Seattle group forms to fight LRT

Seattle WA - A new advocacy group has formed to oppose Sound Transit's rail expansion plans. Called the Washington Traffic Institute (WTI), the group calls into question the claims made by Sound Transit and other pro-rail advocacy groups as to cost as well as reducing traffic congestion.

I was actually surprised to read about the group in an article in the Seattle Times. Usually these types of groups that go against the "popular flow" get little media coverage.

The WTI was formed to fight the $37 billion Roads and Transit measure that is set for the fall ballot. Sound Transit needs this measure passed to expand its rail transit network.

Although the WTI website is a little spartan currently, it does put up some numbers that show how the costs are skyrocketing and that the costs don't justify the projected ridership numbers. It was a welcome site to me in a world of pro-rail spin which ignores such things.

One of the prime reasons stated by Sound Transit for pushing for the expanded rail transit network is that it will reduce traffic congestion. That is a total fallacy. There is not one study of any LRT line in North America which can show a direct correlation between a rail line and reduced traffic congestion. On the contrary, most studies show even more traffic congestion once a rail line is opened.

That fact is downplayed and often outright ignored by the "damn the costs, full speed ahead" pro-rail crowd in their rush to slap rail lines in as many places as they can. There needs to be more groups like the WTI which want a serious approach to improving the transportation in a city. Rail isn't the answer in the vast majority of the cases yet it is sold as the Saviour of city by the pro-rail crowd.

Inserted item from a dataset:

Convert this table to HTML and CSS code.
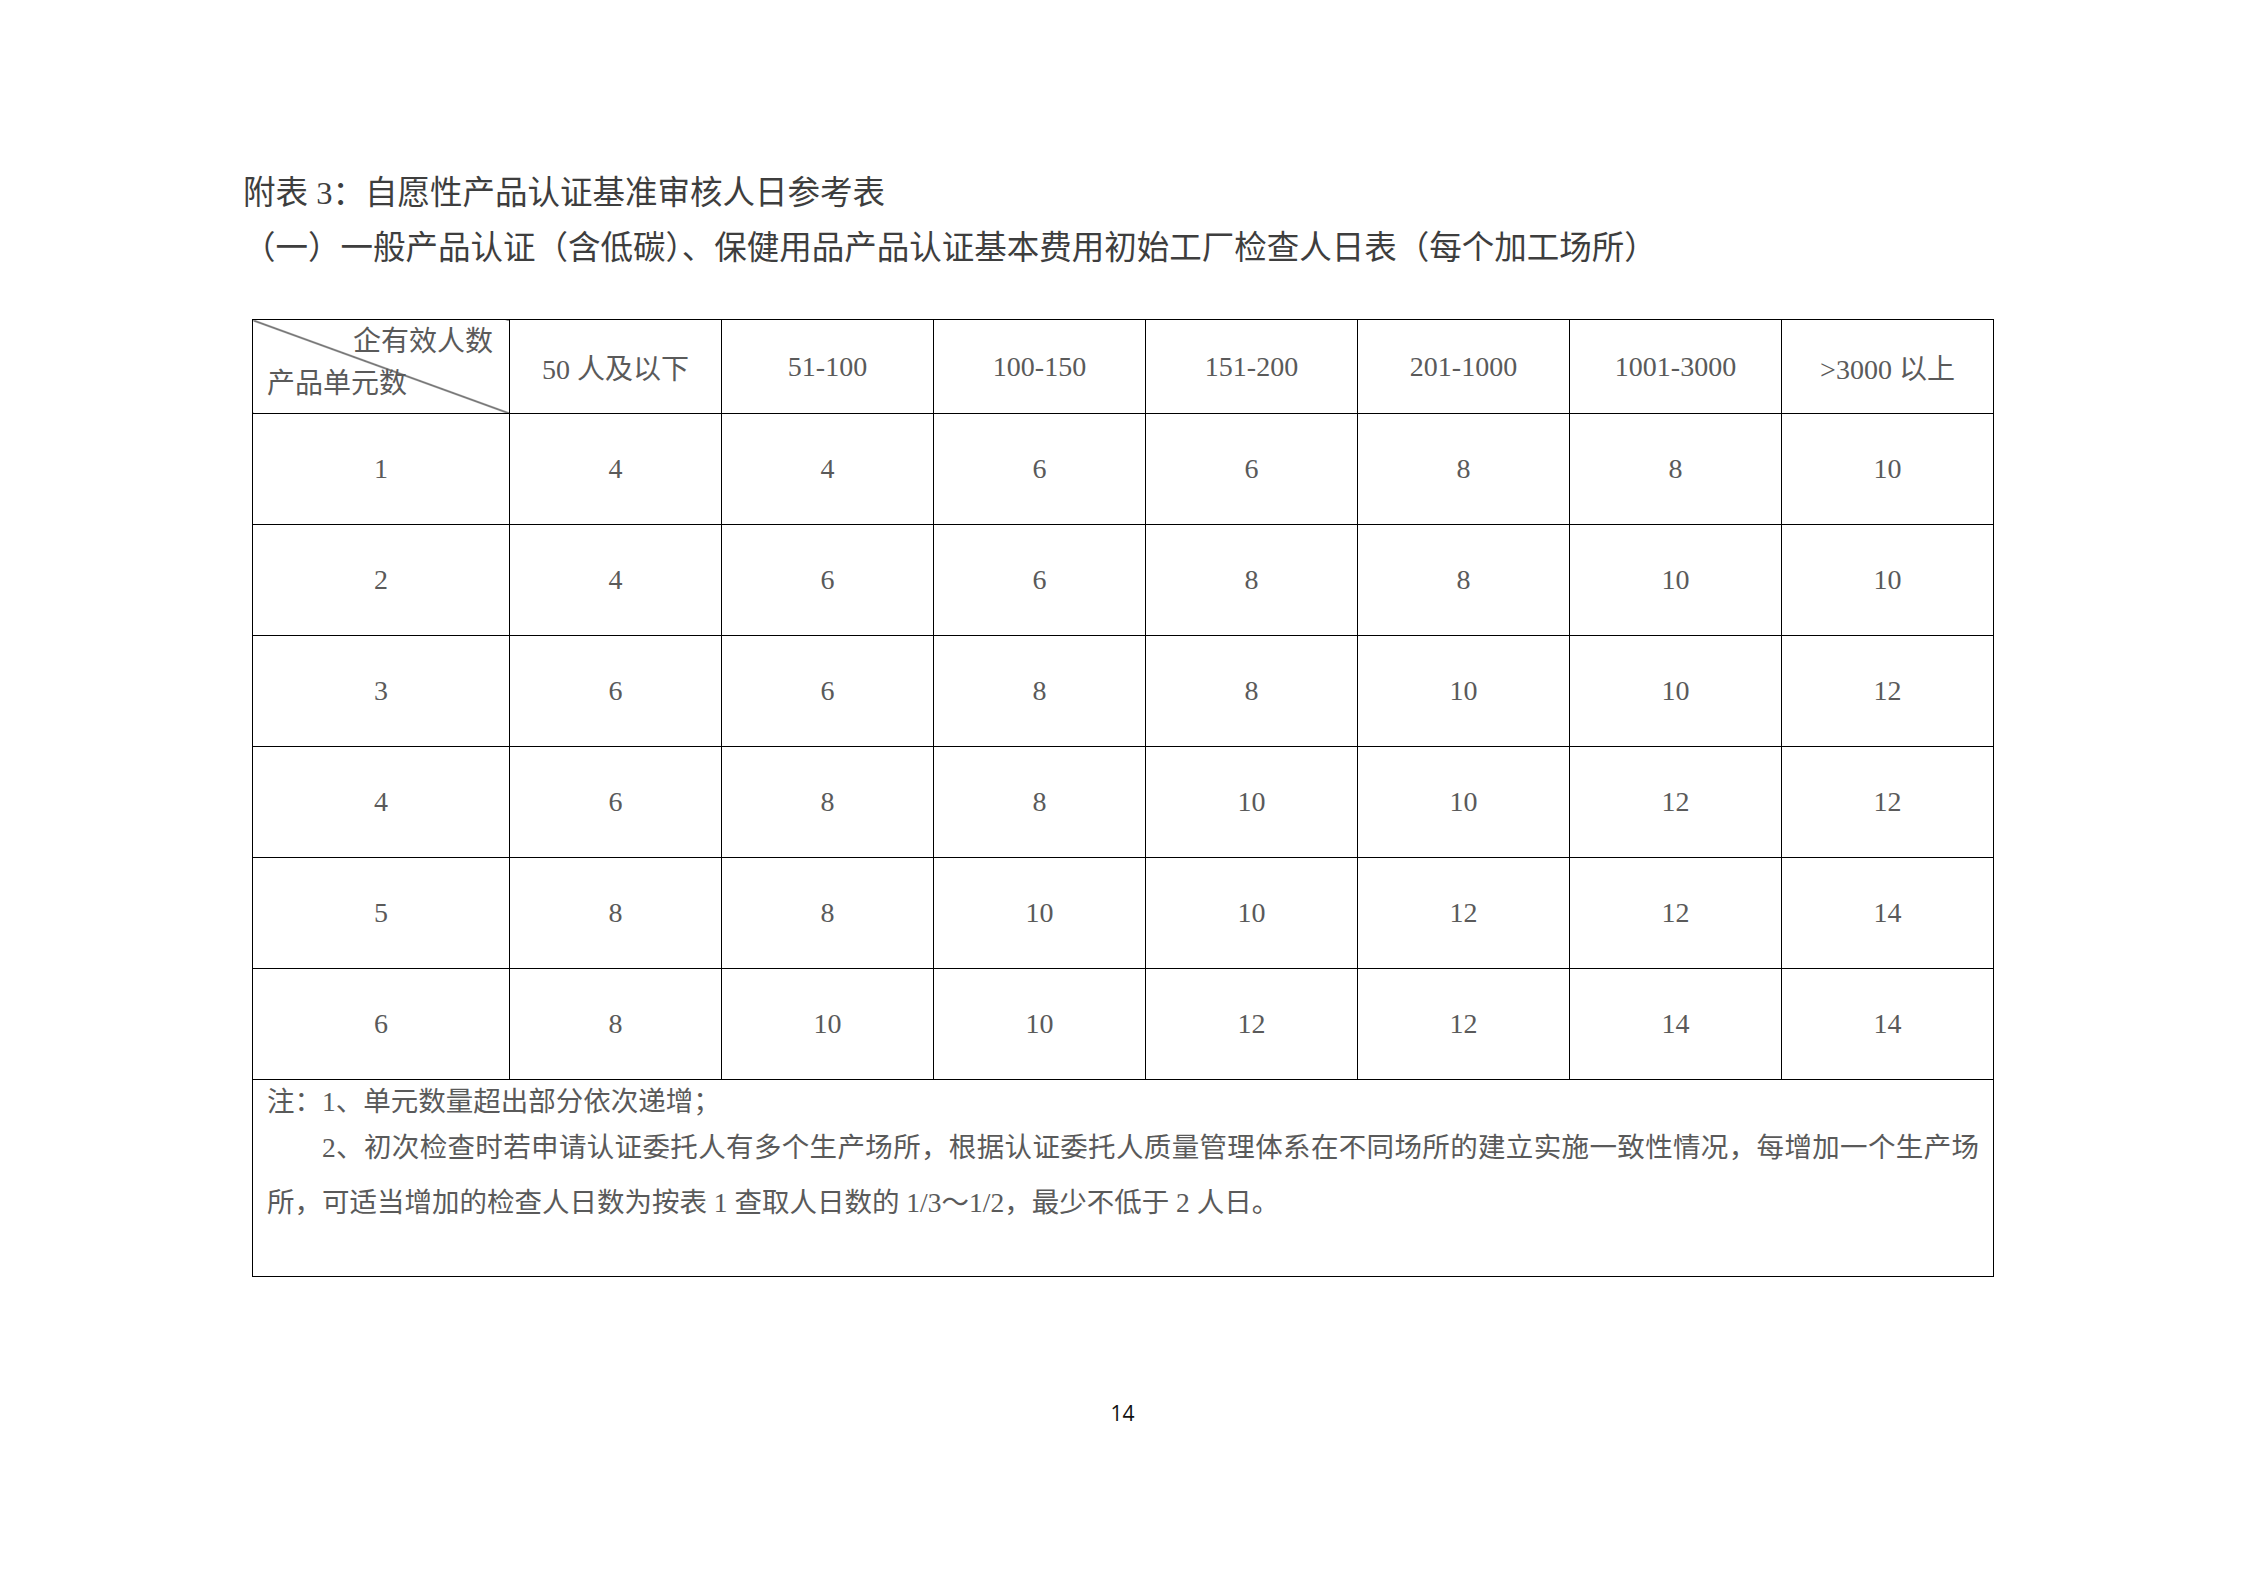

Rail has become the new way to pick the taxpayer's pockets. As I have often stated in numerous Laurels & Lances articles, rail isn't being used for transportation these days as much as it is being used for political and personal legacy reasons as well as trying to steer development to where the political leaders want it to go.

If cities really want to reduce traffic congestion, they'll fix what they have in place already. Adding more while leaving an existing under performing operation in tact does nothing except create a fiscal black hole that sucks down taxpayer money.

Let's face a simple fact. You are never going to get rid of the private automobile. The best you can hope for is to make transit attractive to the car owners and hope to get some of them to switch. To do that, public transit needs to first go back to the basics of providing service. Bells and whistles such as new rail lines just don't cut it in the long term if the basics of providing service aren't in place or need improvements.

Rail has its place. That is something I don't argue with. Where I have the problem is that rail is being sold to the public as the greatest invention since flush toilets, complete with a long list of dubious claims of positives while the negatives are ignored.

Rail isn't the answer in every situation. In most cases, simple service adjustments on the existing bus system will do far more, and at a much cheaper price, than slapping a rail line down for the sake of having a rail line.